Saariaho’s interests are not preachy or didactic. Rather, the opera illuminates the enduring underlying trauma of everyone affected by the shooting and extends that uncomfortable sensation to the audience. The uneasy orchestral writing acts as a collective, disturbed subconscious. The opera begins with a low rumble, and snippets of sound—a bassoon, a celesta, a flute—emerge out of the darkness, like memories fighting their way to the surface, and continues in that vein, as the remembered pain surfaces and grows progressively more explicit over the opera’s 110 minutes. An unseen chorus acts like another orchestral element, echoing the singers and amplifying the music’s insidious power.

Rod Gilfry and Ms. DiDonato

Rod Gilfry and Ms. DiDonato MET OPERA

The solo vocal writing is similarly evocative, its mix of styles making each character distinctive. The bright coloratura of the Mother-in-Law (Kathleen Kim) is full of anxiety and denial (she still insists her son’s act was “an accident”). As the Father-in-Law, baritone Rod Gilfry wrestles with his sense of responsibility for the shooting, and the heavy, deliberate bass of the Priest (Stephen Milling) conveys his guilt—he knew “something was wrong with that boy” but said nothing. The Waitress’s agony is ever-present—in mezzo Joyce DiDonato’s blistering performance it manifests as rage, searing the others as she confronts them one by one.

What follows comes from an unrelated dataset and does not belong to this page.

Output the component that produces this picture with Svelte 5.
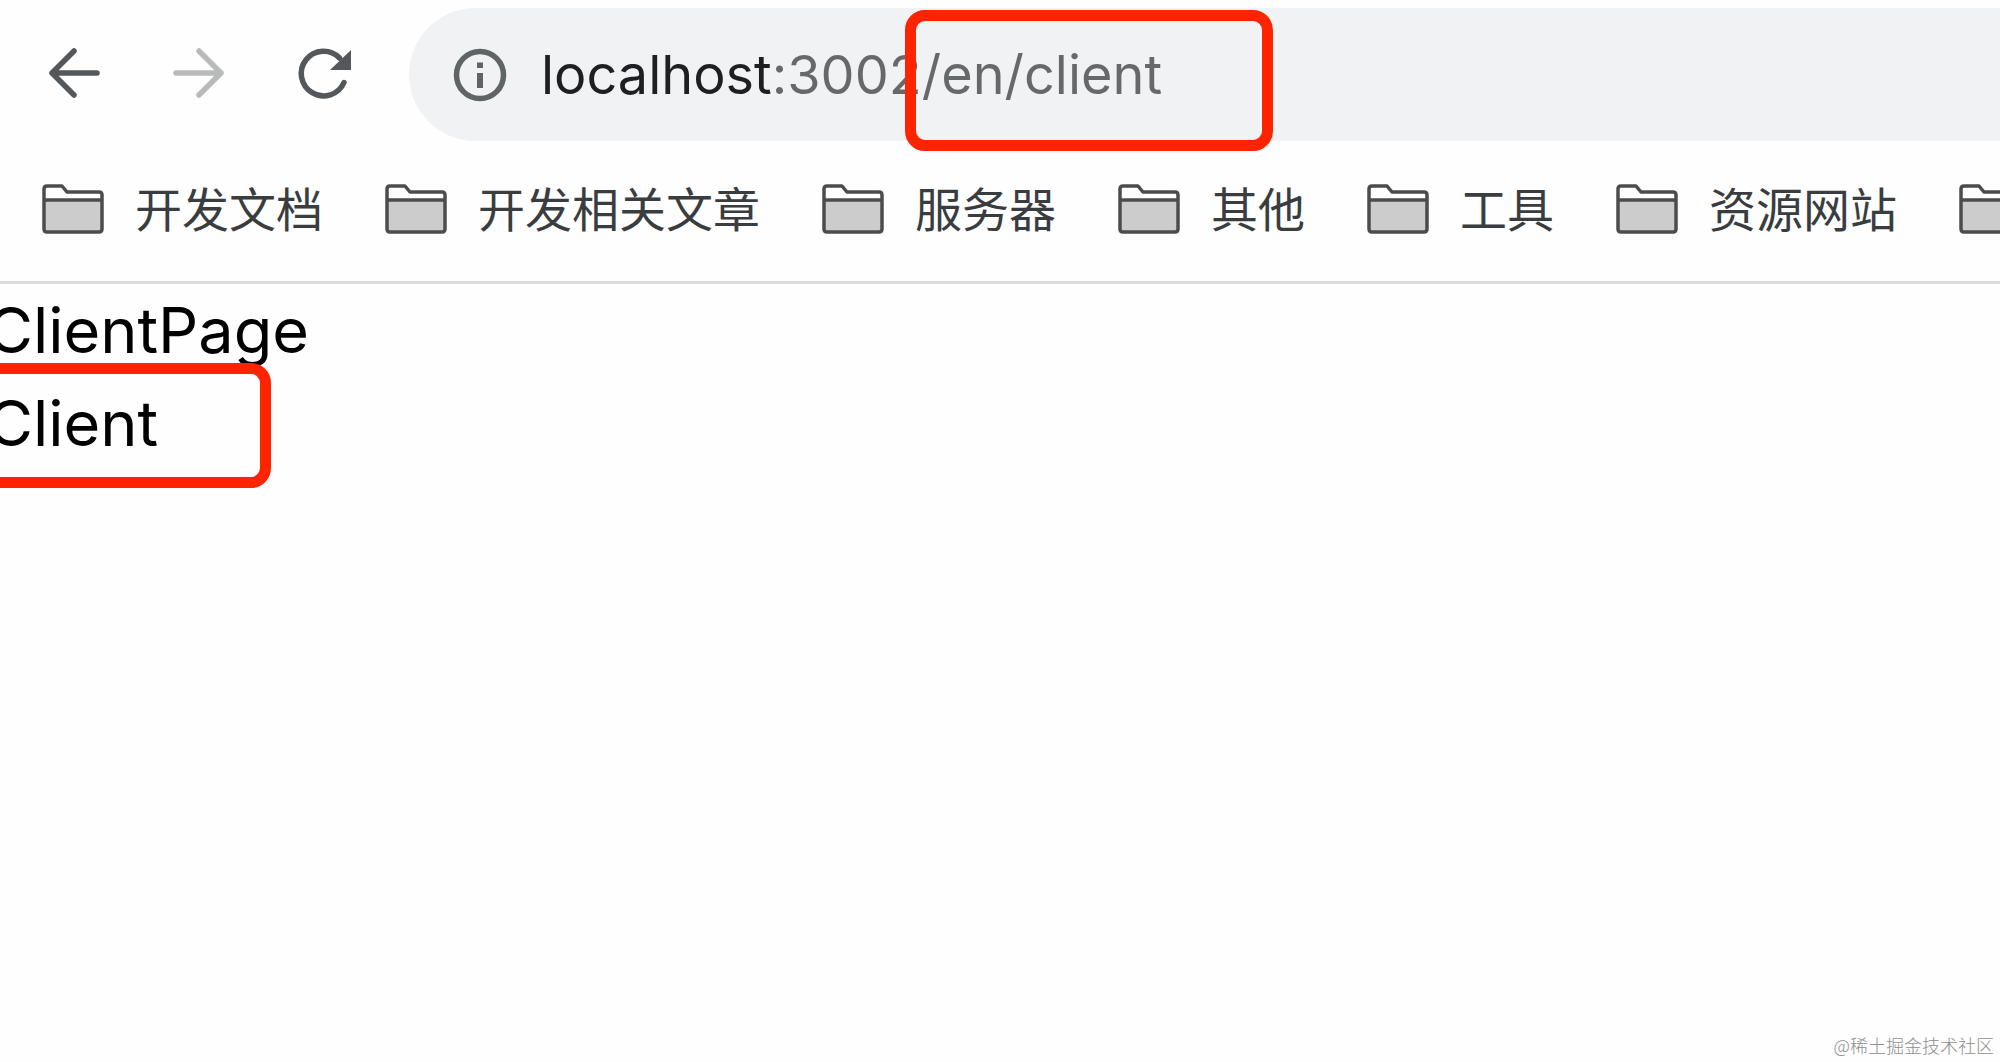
<script>
	let url = $state('localhost:3002/en/client');

	// the last folder has its label past the window edge
	const bookmarks = ['开发文档', '开发相关文章', '服务器', '其他', '工具', '资源网站', ''];
</script>

<div class="browser">
	<header>
		<div class="toolbar">
			<nav>
				<button aria-label="Back">
					<svg viewBox="0 0 56 56" fill="none" stroke="#54585b" stroke-width="5.500" stroke-linecap="round" stroke-linejoin="round">
						<path d="M51 28H6M28 6L6 28l22 22" />
					</svg>
				</button>
				<button aria-label="Forward">
					<svg viewBox="0 0 56 56" fill="none" stroke="#b9bbbb" stroke-width="5.500" stroke-linecap="round" stroke-linejoin="round">
						<path d="M5 28h45M28 6l22 22-22 22" />
					</svg>
				</button>
				<button aria-label="Reload">
					<svg viewBox="0 0 56 56">
						<path d="M48 37.500A22.300 22.300 0 1 1 43.500 13" fill="none" stroke="#54585b" stroke-width="5.500" stroke-linecap="round" />
						<path d="M55 5v20H34z" fill="#54585b" />
					</svg>
				</button>
			</nav>
			<div class="address">
				<svg viewBox="0 0 54 54" aria-hidden="true">
					<circle cx="27" cy="27" r="23.500" fill="none" stroke="#5f6466" stroke-width="5.500" />
					<path d="M24 14.500h6v5.500h-6zM24 25h6v15h-6z" fill="#5f6466" />
				</svg>
				<input type="text" aria-label="Address" spellcheck="false" bind:value={url} />
				<span class="mark path-mark"></span>
			</div>
		</div>
		<div class="bookmarks">
			{#each bookmarks as name}
				<a href="#bookmark" aria-label={name || 'Folder'}>
					<svg viewBox="0 0 62 50" aria-hidden="true">
						<path d="M2 16h58v29q0 3-3 3H5q-3 0-3-3z" fill="#ccc" />
						<path
							d="M2 5q0-3 3-3h15l5 6h32q3 0 3 3v34q0 3-3 3H5q-3 0-3-3zM2 16h58"
							fill="none"
							stroke="#4c4c4c"
							stroke-width="3.500"
							stroke-linejoin="round"
						/>
					</svg>
					<span>{name}</span>
				</a>
			{/each}
		</div>
	</header>
	<main>
		<div>ClientPage</div>
		<div class="client">
			Client
			<span class="mark client-mark"></span>
		</div>
	</main>
	<small>@稀土掘金技术社区</small>
</div>

<style>
	:global(body) {
		margin: 0;
		background: #fefefe;
	}

	.browser {
		position: relative;
		min-height: 100vh;
		overflow: hidden;
		font-family: Inter, 'Noto Sans CJK SC', sans-serif;
	}

	header {
		border-bottom: 3px solid #dcdcdc;
	}

	.toolbar {
		display: flex;
		padding-top: 8px;
	}

	nav {
		display: flex;
		flex: none;
		align-items: center;
		gap: 69px;
		padding: 0 57px 0 46px;
	}

	button {
		display: block;
		width: 56px;
		height: 56px;
		margin-bottom: 4px;
		padding: 0;
		border: 0;
		background: none;
	}

	svg {
		display: block;
		flex: none;
	}

	.address {
		position: relative;
		display: flex;
		flex: 1;
		align-items: center;
		height: 133px;
		padding-left: 44px;
		border-radius: 67px 0 0 67px;
		background: #f0f2f4;
	}

	.address svg {
		width: 54px;
		height: 54px;
	}

	/* host is dark, port and path are grey */
	input {
		flex: 1;
		min-width: 0;
		height: 80px;
		margin-left: 34px;
		padding: 0;
		border: 0;
		outline: 0;
		font: 400 54px Inter, sans-serif;
		color: #66696b;
		background: linear-gradient(90deg, #1d2023 231px, #66696b 231px);
		background-clip: text;
		-webkit-text-fill-color: transparent;
	}

	.mark {
		position: absolute;
		box-sizing: border-box;
		border: 11px solid #ff2400;
		border-radius: 20px;
		pointer-events: none;
	}

	.path-mark {
		top: 2px;
		left: 496px;
		width: 368px;
		height: 141px;
	}

	.bookmarks {
		display: flex;
		gap: 62px;
		height: 136px;
		padding: 0 0 4px 42px;
	}

	.bookmarks a {
		display: flex;
		flex: none;
		align-items: center;
		gap: 31px;
		font-size: 47px;
		color: #3a3d40;
		text-decoration: none;
		white-space: nowrap;
	}

	.bookmarks svg {
		width: 62px;
		height: 50px;
	}

	.bookmarks span {
		padding-bottom: 6px;
	}

	main {
		margin-left: -13px;
		font-size: 63px;
		line-height: 93px;
		color: #000;
	}

	.client {
		position: relative;
	}

	.client-mark {
		top: -14px;
		left: -20px;
		width: 304px;
		height: 125px;
	}

	small {
		position: absolute;
		right: 6px;
		bottom: 5px;
		font-family: 'Noto Sans CJK SC', sans-serif;
		font-size: 18px;
		font-weight: 300;
		line-height: 24px;
		color: #8e8e8e;
	}
</style>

In the “memory” universe, most of the surviving students speak—jaggedly—in multiple languages (it was an international school) as they recount their present circumstances (“I can’t go to work”) and relive the shooting and its aftermath. One of them, Lily (soprano Beate Mordal), sings, her surface insouciance concealing something darker. As the Teacher, Lucy Shelton’s increasingly exaggerated Sprechstimme suggests that she is losing her mind. Most distinctive of all is the Waitress’s dead daughter Markéta (Vilma Jää): Her high, vibrato-less, folk-style leaps and yelps make her seem both eerie and childlike—the “angel” that her mother, inaccurately, insists she was.

Lucy Shelton

Lucy Shelton MET OPERA

Simon Stone’s incisive production, first mounted in Aix, makes visual how the complex strands of the two stories wind together, mirroring the opera’s varied pacing. As Chloe Lamford’s brilliant two-level set rotates, we—and the characters—travel from the banquet room to the classroom, through intermediate spaces like a bathroom, a kitchen and a supply closet. Students frantically flee between the desks and down the stairs; the Bridegroom’s parents argue in a vestibule; the Waitress and Markéta, on different levels, recall that last morning as though in a dream. Markéta slowly walks on a lunchroom table, singing “Frog boy,” the bullying song that set the tragedy in motion.

As the truth is revealed, the spaces transform, almost magically. The entire set becomes the school, and then a series of empty rooms, with blood stains on the walls, as the full impact of the tragedy overtakes the present day. The saddest revelations happen here, against blank walls: The Bride (soprano Jacquelyn Stucker), who had been kept in the dark about the secret, poignantly renounces her hope of a real family; the Bridegroom (the piercing tenor Miles Mykkanen) admits that he was part of the shooting plan but chickened out. “I loved my brother,” he sings, a cappella. “I love him still.”

James Farncombe’s precise lighting underscores the time shifts; Mel Page’scostumes limn character—such as the Goth look of the student Iris (Julie Hega), the shooter’s death-besotted friend and co-conspirator, who also left him to act alone. Arco Renz’s choreography of the students as they haunt the present day makes their distress visible through physical contortions. Timo Kurkikangas’s sound design could use some tweaks—the spoken text was sometimes tinny or drowned out by the orchestra. Susanna Mälkki was the sensitive conductor.

The opera is dark, yet Saariaho offers some light. In the final scene, the haunted students relate how they are starting to regain some normalcy in their lives; the twitching, turbulent orchestra settles a bit, like a calmed nervous system; and Markéta quietly tells the Waitress, “Mom, let me go.” Guilt is pervasive in the opera, Saariaho’s last before her death in 2023, yet it is called “Innocence,” a reflection of its deep humanity, and the idea that tragedy can also encompass survival and forgiveness.